What is taking place in America is not merely the outcome of the installation in the White House of Trump, the gangster billionaire from the worlds of real estate, casino gambling and “reality” television. Or more precisely, there is an objective social logic to the turn by the US ruling elite to gangsterism as its method of class rule. The constitutional framework through which the United States has been governed for more than two centuries is breaking apart under the stress of class tensions fueled by the unprecedented growth of social and economic inequality.

There is a certain resemblance between the methods of the current White House and those of Mussolini during the first period of his rule. Italy maintained a semblance of constitutional government, although the fascist leader more and more sought to free himself from the constraints of bourgeois parliamentarism, culminating in the murder of the socialist deputy Matteotti after a speech in parliament denouncing the fascists.

Trump, too, seeks at every point to free himself from traditional constitutional restraints, as in the 35-day shutdown of the federal government, followed by his declaration of a national emergency, on a completely illegal and unconstitutional basis, to obtain funds for building a border wall after Congress had refused to provide the money. Now he seeks to incite murderous attacks by the Border Patrol on vulnerable immigrants and refugees fleeing repression and state violence in Central America, while railing against judges who declare his anti-immigrant persecution to be against the law.

There are, of course, important differences between Trump and Mussolini. Trump does not command a mass fascist movement or thousands of black-shirted thugs. But his preparations for violent repression are just as dangerous because they involve the mobilization of the police, the military and the intelligence agencies of the most powerful imperialist state.

The Trump administration is gripped by fear of a social explosion in America, particularly amid signs of an economic slowdown and return to recession conditions, which would explode Trump’s right-wing populist demagogy about restoring jobs in the deindustrialized Midwest and Appalachia.

When Trump rants against socialism and pledges to destroy it, he is reacting to a powerful movement that is developing from below—strikes and protests by teachers, service employees and industrial workers; the prospect of a major clash with autoworkers in the fall; the widespread oppositional sentiments among young people.

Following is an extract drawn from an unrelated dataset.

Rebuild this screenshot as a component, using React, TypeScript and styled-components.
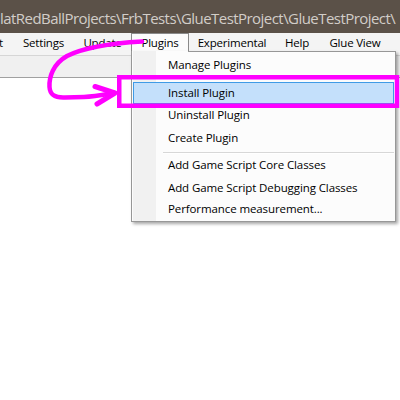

This terrifies the White House and the entire American financial elite, because its objective logic is to challenge the profit system as a whole.

The Democratic Party, far from representing an opposition to the drive towards authoritarian rule, is merely an alternative route to the same destination. Both capitalist parties--the Republicans under George W. Bush, the Democrats under Barack Obama--have built up the powers of the national-security state, carried out illegal wars, and attacked the democratic rights and social gains of the American working class. Trump invents nothing new. He merely takes hold of instruments forged by his predecessors to use against his political opponents in the ruling class and, above all, against the working class.

There is a chasm between the ruthless and aggressive posture of Trump and the feckless response of the Democratic Party. The Democrats are more frightened of the implications of appealing to the American people to oppose the government than they are of anything the Trump administration might do. Herein lies Trump’s political advantage: his own inclinations better correspond to the desperate position in which the American ruling elite finds itself, with its social order crumbling, the working class coming forward, and the world position of American imperialism in decline.

The Democratic Party fights Trump on a right-wing basis, appealing to the national-security apparatus through its bogus campaign over Russian “meddling” in the 2016 election. It attacks Trump from the right on foreign policy, demanding a more aggressive approach to Syria, Russia, North Korea and China. Even after the Mueller report has debunked their claims, the Democrats continue to promote allegations that Trump is a Russian puppet.

The real threat to democratic rights in America comes from the capitalist state itself, to which both capitalist parties are loyal, the Democrats as much as the Republicans. While the two parties employ the methods of palace coup against each other, they will use even more violent means against a mass movement of the working class.